3-D printing is a very exciting industry that is poised to drastically alter the manufacturing landscape. The technology allows for the making of three dimensional objects from a digital model or program, and it is catching-on across the country.
Publicly traded companies have started to proliferate in the space, though so far they have seen mixed success from a share price performance perspective. One stock that really embodies the volatility in this space is undoubtedly the ExOne Company (NASDAQ:XONE), a security that has taken investors on a roller coaster ride over the past 52 weeks.
XONE in Focus
ExOne is a company that manufactures and sells three dimensional printing machines and printing products in three key regions; Americas, Europe, and Asia. This Pennsylvania-based company hasn’t been publically traded for too long, but it has seen extreme volatility in its share price lately.
While it is up significantly since its debut, the stock has seen heavy selling pressure so far in 2014, including a nearly 40% loss YTD. However, XONE has been turning things around in the past month as the stock is now up over 30% in that shorter time frame.

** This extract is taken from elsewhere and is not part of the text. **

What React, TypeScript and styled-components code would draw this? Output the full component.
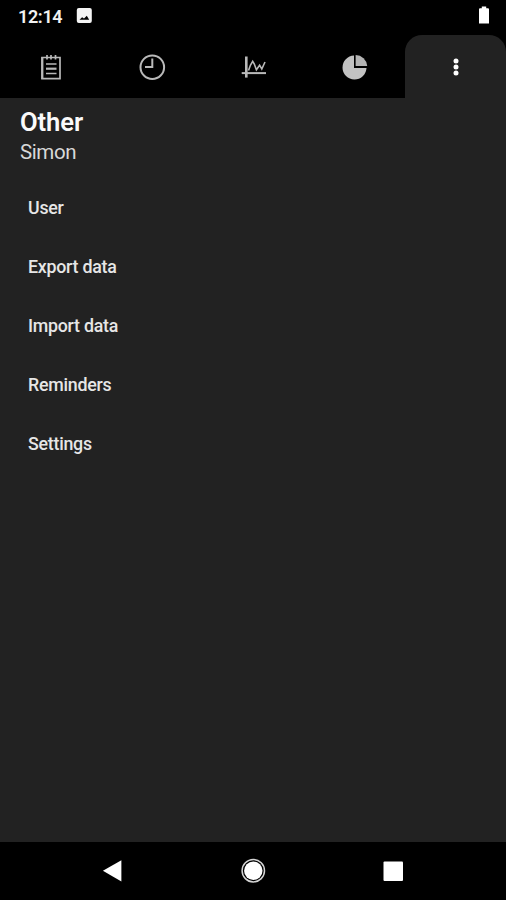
import React from "react";
import styled, { createGlobalStyle } from "styled-components";

const GlobalStyle = createGlobalStyle`
  * { box-sizing: border-box; }
  body { margin: 0; background: #000; }
`;

const Screen = styled.div`
  display: flex;
  flex-direction: column;
  width: 506px;
  height: 900px;
  overflow: hidden;
  background: #000;
  color: #fff;
  font-family: Roboto, sans-serif;
`;

const StatusBar = styled.header`
  display: flex;
  align-items: flex-start;
  height: 35px;
  padding: 6px 14px 0 18px;
`;

const Clock = styled.span`
  width: 58px;
  font-size: 18px;
  font-weight: 600;
  letter-spacing: -0.35px;
  line-height: 21px;
  color: #f2f2f2;
`;

const StatusIcon = styled.svg<{ $end?: boolean }>`
  display: block;
  flex: none;
  margin-left: ${(p) => (p.$end ? "auto" : "0")};
`;

const TabBar = styled.nav`
  display: grid;
  grid-template-columns: 101px 101px 102px 101px 101px;
  height: 63px;
`;

const Tab = styled.button<{ $active?: boolean }>`
  padding: 16px 0 14px 34px;
  border: 0;
  border-radius: 17px 17px 0 0;
  background: ${(p) => (p.$active ? "#222" : "#000")};
  color: ${(p) => (p.$active ? "#fff" : "#b9b9b9")};
  text-align: left;
`;

const TabIcon = styled.svg`
  display: block;
  width: 33px;
  height: 33px;
`;

const Content = styled.main`
  flex: 1;
  padding: 8px 20px 0;
  background: #222;
`;

const Title = styled.h1`
  margin: 0;
  font-size: 25.6px;
  font-weight: 600;
  letter-spacing: -0.1px;
  line-height: 32px;
  color: #fafafa;
`;

const UserName = styled.p`
  margin: 0;
  font-size: 20.5px;
  letter-spacing: -0.4px;
  line-height: 28px;
  color: #d8d8d8;
`;

const Menu = styled.ul`
  margin: 12px 0 0;
  padding: 0;
  list-style: none;
`;

const MenuItem = styled.li`
  display: flex;
  align-items: center;
  height: 59px;
  padding-left: 8px;
  font-size: 17.8px;
  font-weight: 500;
  letter-spacing: -0.25px;
  color: #e6e6e6;
`;

const NavBar = styled.footer`
  display: grid;
  grid-template-columns: 183px 140px 140px;
  justify-items: center;
  height: 58px;
  padding-top: 12px;
`;

const NavButton = styled.button<{ $first?: boolean }>`
  width: 34px;
  height: 34px;
  margin-left: ${(p) => (p.$first ? "42px" : "0")};
  padding: 0;
  border: 0;
  background: none;
  color: #fff;

  svg { display: block; }
`;

const items = ["User", "Export data", "Import data", "Reminders", "Settings"];

export default function App() {
  return (
    <Screen>
      <GlobalStyle />
      <StatusBar>
        <Clock>12:14</Clock>
        <StatusIcon width="18" height="20" viewBox="0 0 18 20">
          <rect x="0.8" y="2" width="15" height="15" rx="2" fill="#f4f4f4" />
          <path d="M3.5 13.8 6.1 11.2 8 12.6 10.8 9.8 13.2 13.8Z" fill="#000" />
        </StatusIcon>
        <StatusIcon $end width="14" height="20" viewBox="0 0 14 20">
          <path d="M1 3.2Q1 2.2 2 2.2H3.8V.6H8.2V2.2H10Q11 2.2 11 3.2V17.6H1Z" fill="#fff" />
        </StatusIcon>
      </StatusBar>
      <TabBar>
        <Tab aria-label="Log">
          <TabIcon viewBox="0 0 33 33" fill="none" stroke="currentColor">
            <path d="M8 6.5H26V27.6H8Z" strokeWidth="1.7" />
            <path d="M8.4 6V28" strokeWidth="2" />
            <path d="M13 4V8.5M17 4V8.5M21.5 4V8.5" strokeWidth="1.7" />
            <path d="M12 13H22.5M12 22.5H22.5" strokeWidth="1.4" />
            <path d="M12 17.7H22.5" strokeWidth="2.2" />
          </TabIcon>
        </Tab>
        <Tab aria-label="History">
          <TabIcon viewBox="0 0 33 33" fill="none" stroke="currentColor">
            <circle cx="17.3" cy="16.2" r="11.8" strokeWidth="2" />
            <path d="M17.3 7.5V15.9H10" strokeWidth="2" />
          </TabIcon>
        </Tab>
        <Tab aria-label="Chart">
          <TabIcon viewBox="0 0 33 33" fill="none" stroke="currentColor">
            <path d="M10.3 5.5V26.6" strokeWidth="2.6" />
            <path d="M5.7 22.1H30" strokeWidth="2" />
            <path d="M12.5 19.5 14.5 14 16.7 10.3 18.3 13 20.4 18.8 23.6 14.2 25.8 18 29 11" strokeWidth="1.6" />
          </TabIcon>
        </Tab>
        <Tab aria-label="Statistics">
          <TabIcon viewBox="0 0 33 33">
            <path d="M16 4.5A12 12 0 1 0 28.5 17H16Z" fill="#c2c2c2" />
            <path d="M17.6 4A11.7 11.7 0 0 1 29.2 14.9H17.6Z" fill="#b4b4b4" />
          </TabIcon>
        </Tab>
        <Tab $active aria-label="Other">
          <TabIcon viewBox="0 0 33 33" fill="currentColor">
            <circle cx="17" cy="10" r="2.5" />
            <circle cx="17" cy="16" r="2.5" />
            <circle cx="17" cy="22" r="2.5" />
          </TabIcon>
        </Tab>
      </TabBar>
      <Content>
        <Title>Other</Title>
        <UserName>Simon</UserName>
        <Menu>
          {items.map((item) => (
            <MenuItem key={item}>{item}</MenuItem>
          ))}
        </Menu>
      </Content>
      <NavBar>
        <NavButton $first aria-label="Back">
          <svg width="34" height="34" viewBox="0 0 34 34">
            <path d="M6.9 16.7 25.4 6.2V27.4Z" fill="currentColor" />
          </svg>
        </NavButton>
        <NavButton aria-label="Home">
          <svg width="34" height="34" viewBox="0 0 34 34">
            <circle cx="17.3" cy="16.7" r="11.2" fill="none" stroke="#d5d5d5" strokeWidth="1.5" />
            <circle cx="17.3" cy="16.7" r="9.2" fill="currentColor" />
          </svg>
        </NavButton>
        <NavButton aria-label="Recent apps">
          <svg width="34" height="34" viewBox="0 0 34 34">
            <rect x="7.5" y="7.4" width="19.5" height="19.5" rx="1" fill="currentColor" />
          </svg>
        </NavButton>
      </NavBar>
    </Screen>
  );
}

Yet before investors get their hopes up about this stock and a potential turnaround in its shares, a closer look at recent earnings estimate revisions for XONE is warranted. Analysts have been ratcheting down their expectations for the company’s near term outlook, and this may suggest that a reversal could be at hand in this stock before too long.
Analyst expectations for both the current quarter and the current year have been falling over the past two months, and by a pretty wide margin too. The consensus estimate for XONE’s current quarter calls for a 15 cent per share loss, down from a consensus estimate of a five cent per share loss sixty days ago.
Meanwhile for the current year, estimates have also plunged over the past two months. The consensus estimate called for a loss of 18 cents a share two months ago, but today the estimate has fallen to a loss of 41 cents a share, representing a huge shift lower in a very short time frame.
If these plunging estimates weren’t enough, investors should also note that XONE has a horrendous track record when it comes to meeting expectations anyway. In fact, the company has missed estimates in three of the last four quarters including two triple digit percentage misses in a row.
With these estimates and a poor track record of meeting expectations anyway, investors shouldn’t be fooled by XONE’s recent run up. In fact, we currently have a Zacks Rank #5 (Strong Sell) assigned to this security, and thus are looking for a pull back after its recent huge move higher.
A better choice in the space?
If investors are hoping to stay in the 3-D printing industry, a look to 3D Systems (NYSE:DDD) could be an interesting play. The company currently has a Zacks Rank #3 (hold), while it is currently profitable unlike XONE.
Either way, look for the 3-D printing space to remain volatile in the near term, especially as the industry goes through growing pains. XONE may find its footing eventually, but given the sliding estimates and its poor track record, it may be a stock to avoid in the near term unless you are willing to take an extremely long term view on this stock.